MATERIAL PROVIDED:
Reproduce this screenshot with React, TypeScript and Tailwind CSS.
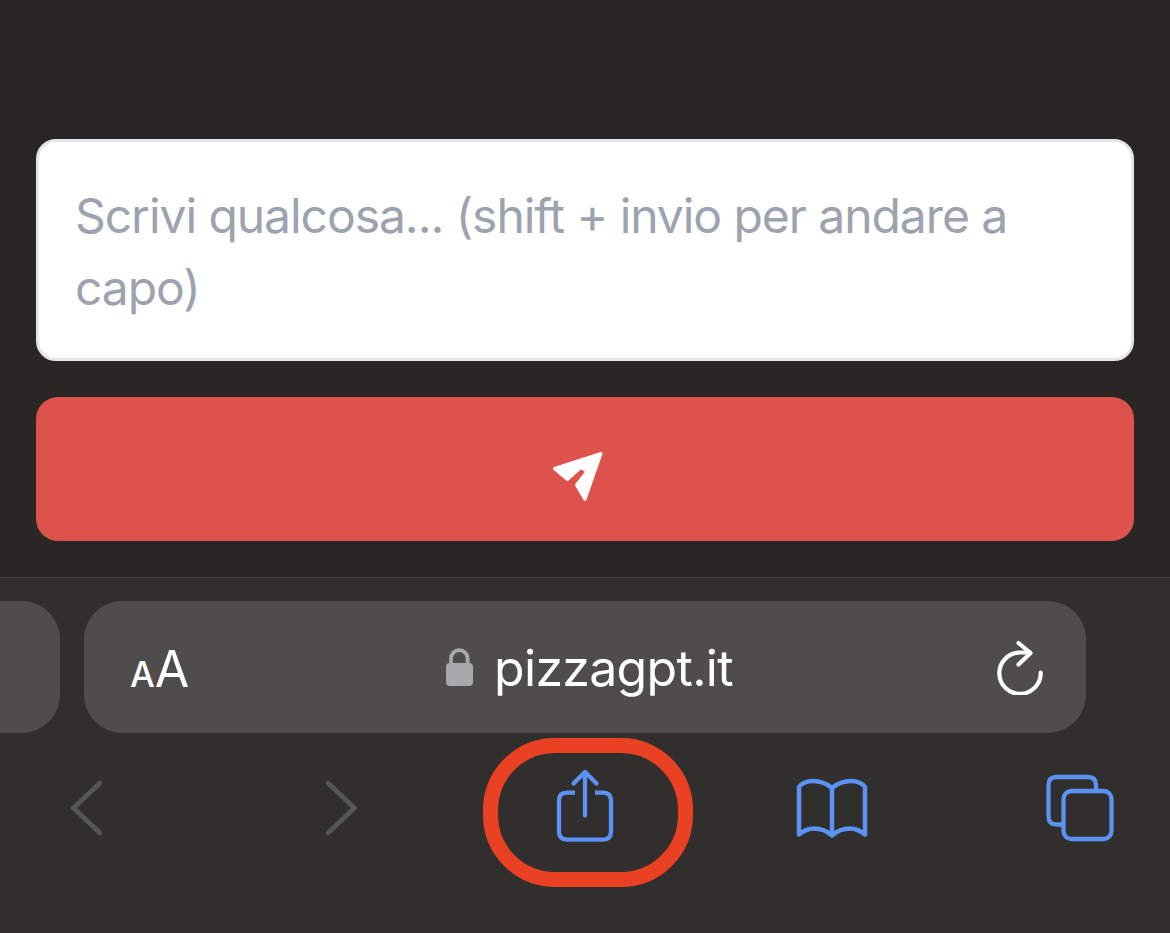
const BLUE = "#5b93f4";

function Back() {
  return (
    <svg width="40" height="76" viewBox="66 768 40 76" fill="none" stroke="#565655" strokeWidth="4.6" strokeLinecap="round" strokeLinejoin="miter">
      <path d="M100 783 L73.5 808 L100 833" />
    </svg>
  );
}

function Forward() {
  return (
    <svg width="40" height="76" viewBox="322 768 40 76" fill="none" stroke="#565655" strokeWidth="4.6" strokeLinecap="round" strokeLinejoin="miter">
      <path d="M328 783 L354.5 808 L328 833" />
    </svg>
  );
}

function Share() {
  return (
    <svg width="64" height="76" viewBox="553 768 64 76" fill="none" stroke={BLUE} strokeWidth="4.3" strokeLinecap="round" strokeLinejoin="round">
      <path d="M575 792.6 H567 Q559 792.6 559 800.6 V831.6 Q559 839.6 567 839.6 H603 Q611 839.6 611 831.6 V800.6 Q611 792.6 603 792.6 H595" strokeLinecap="butt" />
      <path d="M585 815.5 V772.5" />
      <path d="M573.5 783.5 L585 772 L596.5 783.5" />
    </svg>
  );
}

function Book() {
  return (
    <svg width="76" height="76" viewBox="794 768 76 76" fill="none" stroke={BLUE} strokeWidth="4.5" strokeLinecap="round" strokeLinejoin="round">
      <path d="M832 788 C826 783 819 781 813 781 C807 781 802 783 799 787 V834.5 C804 830.5 809 828.5 814 828.5 C821 828.5 827 831 832 835.5 C837 831 843 828.5 850 828.5 C855 828.5 860 830.5 865 834.5 V787 C862 783 857 781 851 781 C845 781 838 783 832 788 Z" />
      <path d="M832 788 V835" />
    </svg>
  );
}

function Tabs() {
  return (
    <svg width="72" height="76" viewBox="1044 768 72 76" fill="none" stroke={BLUE} strokeWidth="4.3" strokeLinejoin="round">
      <path d="M1096 791 V785 Q1096 777 1088 777 H1056.5 Q1048.5 777 1048.5 785 V816.5 Q1048.5 824.5 1056.5 824.5 H1063.5" />
      <rect x="1063.5" y="791" width="48" height="48" rx="8" />
    </svg>
  );
}

function Reload() {
  return (
    <svg width="52" height="56" viewBox="994 636 52 56" fill="none" stroke="#ffffff" strokeWidth="4.2" strokeLinecap="round" strokeLinejoin="round">
      <path d="M1040.7 669.5 A20.7 20.7 0 1 1 1020 649.5 H1030" />
      <path d="M1018.5 640 L1030.5 650 L1018.5 661.5" />
    </svg>
  );
}

function Lock() {
  return (
    <svg width="28" height="40" viewBox="445 647 28 40">
      <path d="M451 667 V658.5 A8.3 8.3 0 0 1 467.6 658.5 V667" fill="none" stroke="#a9a9ad" strokeWidth="3.8" />
      <rect x="446" y="663" width="27" height="23" rx="4" fill="#a9a9ad" />
    </svg>
  );
}

function Send() {
  return (
    <svg width="54" height="54" viewBox="551 450 54 54" fill="#ffffff" stroke="#ffffff" strokeWidth="3" strokeLinejoin="round">
      <path d="M601 453.5 L554.5 468.5 L567.5 479.5 L581 467.5 L587 471.5 L576.5 485 L585 499.5 Z" />
    </svg>
  );
}

export default function App() {
  return (
    <div className="relative flex h-[933px] w-full flex-col overflow-hidden bg-[#292625] font-['Inter','Liberation_Sans',sans-serif]">
      <main className="flex h-[577px] shrink-0 flex-col gap-9 px-9 pt-[139px]">
        <div className="h-[222px] rounded-[20px] border-[3px] border-[#e3e5ea] bg-white pl-[36px] pr-[37px] py-[38px] text-[48px] leading-[72px] tracking-[-1.05px] text-[#9ca3af]">
          Scrivi qualcosa... (shift + invio per andare a capo)
        </div>
        <button className="flex h-[144px] items-center justify-center rounded-[22px] bg-[#dd524b] pr-[14px] pt-[16px]">
          <Send />
        </button>
      </main>

      <footer className="flex flex-1 flex-col border-t border-[#454443] bg-[#302f2e]">
        <div className="mt-[23px] flex h-[132px] gap-6">
          <div className="w-[60px] rounded-r-[38px] bg-[#4e4d4b]" />
          <div className="flex w-[1002px] items-center rounded-[38px] bg-[#4e4d4b] pl-[46px] pr-[40px] text-white">
            <div className="flex w-[60px] items-baseline pt-1 leading-none">
              <span className="text-[35px] font-medium">A</span>
              <span className="text-[50px]">A</span>
            </div>
            <div className="flex flex-1 items-center justify-center gap-[21px] pr-[6px]">
              <Lock />
              <span className="pt-[2px] text-[50px] leading-none tracking-[-0.7px]">pizzagpt.it</span>
            </div>
            <Reload />
          </div>
        </div>
        <nav className="mt-[35px] flex pl-[66px]">
          <Back />
          <div className="w-[216px]" />
          <Forward />
          <div className="w-[191px]" />
          <Share />
          <div className="w-[177px]" />
          <Book />
          <div className="w-[174px]" />
          <Tabs />
        </nav>
      </footer>

      <div className="absolute left-[483px] top-[738px] h-[149px] w-[210px] rounded-[72px] border-[15px] border-[#ea4122]" />
    </div>
  );
}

PROBLEM DETAILS:
Omit the pictures, and quote the material above exactly as given.

TASK OUTPUT:
Reproduce this screenshot with React, TypeScript and Tailwind CSS.
const BLUE = "#5b93f4";

function Back() {
  return (
    <svg width="40" height="76" viewBox="66 768 40 76" fill="none" stroke="#565655" strokeWidth="4.6" strokeLinecap="round" strokeLinejoin="miter">
      <path d="M100 783 L73.5 808 L100 833" />
    </svg>
  );
}

function Forward() {
  return (
    <svg width="40" height="76" viewBox="322 768 40 76" fill="none" stroke="#565655" strokeWidth="4.6" strokeLinecap="round" strokeLinejoin="miter">
      <path d="M328 783 L354.5 808 L328 833" />
    </svg>
  );
}

function Share() {
  return (
    <svg width="64" height="76" viewBox="553 768 64 76" fill="none" stroke={BLUE} strokeWidth="4.3" strokeLinecap="round" strokeLinejoin="round">
      <path d="M575 792.6 H567 Q559 792.6 559 800.6 V831.6 Q559 839.6 567 839.6 H603 Q611 839.6 611 831.6 V800.6 Q611 792.6 603 792.6 H595" strokeLinecap="butt" />
      <path d="M585 815.5 V772.5" />
      <path d="M573.5 783.5 L585 772 L596.5 783.5" />
    </svg>
  );
}

function Book() {
  return (
    <svg width="76" height="76" viewBox="794 768 76 76" fill="none" stroke={BLUE} strokeWidth="4.5" strokeLinecap="round" strokeLinejoin="round">
      <path d="M832 788 C826 783 819 781 813 781 C807 781 802 783 799 787 V834.5 C804 830.5 809 828.5 814 828.5 C821 828.5 827 831 832 835.5 C837 831 843 828.5 850 828.5 C855 828.5 860 830.5 865 834.5 V787 C862 783 857 781 851 781 C845 781 838 783 832 788 Z" />
      <path d="M832 788 V835" />
    </svg>
  );
}

function Tabs() {
  return (
    <svg width="72" height="76" viewBox="1044 768 72 76" fill="none" stroke={BLUE} strokeWidth="4.3" strokeLinejoin="round">
      <path d="M1096 791 V785 Q1096 777 1088 777 H1056.5 Q1048.5 777 1048.5 785 V816.5 Q1048.5 824.5 1056.5 824.5 H1063.5" />
      <rect x="1063.5" y="791" width="48" height="48" rx="8" />
    </svg>
  );
}

function Reload() {
  return (
    <svg width="52" height="56" viewBox="994 636 52 56" fill="none" stroke="#ffffff" strokeWidth="4.2" strokeLinecap="round" strokeLinejoin="round">
      <path d="M1040.7 669.5 A20.7 20.7 0 1 1 1020 649.5 H1030" />
      <path d="M1018.5 640 L1030.5 650 L1018.5 661.5" />
    </svg>
  );
}

function Lock() {
  return (
    <svg width="28" height="40" viewBox="445 647 28 40">
      <path d="M451 667 V658.5 A8.3 8.3 0 0 1 467.6 658.5 V667" fill="none" stroke="#a9a9ad" strokeWidth="3.8" />
      <rect x="446" y="663" width="27" height="23" rx="4" fill="#a9a9ad" />
    </svg>
  );
}

function Send() {
  return (
    <svg width="54" height="54" viewBox="551 450 54 54" fill="#ffffff" stroke="#ffffff" strokeWidth="3" strokeLinejoin="round">
      <path d="M601 453.5 L554.5 468.5 L567.5 479.5 L581 467.5 L587 471.5 L576.5 485 L585 499.5 Z" />
    </svg>
  );
}

export default function App() {
  return (
    <div className="relative flex h-[933px] w-full flex-col overflow-hidden bg-[#292625] font-['Inter','Liberation_Sans',sans-serif]">
      <main className="flex h-[577px] shrink-0 flex-col gap-9 px-9 pt-[139px]">
        <div className="h-[222px] rounded-[20px] border-[3px] border-[#e3e5ea] bg-white pl-[36px] pr-[37px] py-[38px] text-[48px] leading-[72px] tracking-[-1.05px] text-[#9ca3af]">
          Scrivi qualcosa... (shift + invio per andare a capo)
        </div>
        <button className="flex h-[144px] items-center justify-center rounded-[22px] bg-[#dd524b] pr-[14px] pt-[16px]">
          <Send />
        </button>
      </main>

      <footer className="flex flex-1 flex-col border-t border-[#454443] bg-[#302f2e]">
        <div className="mt-[23px] flex h-[132px] gap-6">
          <div className="w-[60px] rounded-r-[38px] bg-[#4e4d4b]" />
          <div className="flex w-[1002px] items-center rounded-[38px] bg-[#4e4d4b] pl-[46px] pr-[40px] text-white">
            <div className="flex w-[60px] items-baseline pt-1 leading-none">
              <span className="text-[35px] font-medium">A</span>
              <span className="text-[50px]">A</span>
            </div>
            <div className="flex flex-1 items-center justify-center gap-[21px] pr-[6px]">
              <Lock />
              <span className="pt-[2px] text-[50px] leading-none tracking-[-0.7px]">pizzagpt.it</span>
            </div>
            <Reload />
          </div>
        </div>
        <nav className="mt-[35px] flex pl-[66px]">
          <Back />
          <div className="w-[216px]" />
          <Forward />
          <div className="w-[191px]" />
          <Share />
          <div className="w-[177px]" />
          <Book />
          <div className="w-[174px]" />
          <Tabs />
        </nav>
      </footer>

      <div className="absolute left-[483px] top-[738px] h-[149px] w-[210px] rounded-[72px] border-[15px] border-[#ea4122]" />
    </div>
  );
}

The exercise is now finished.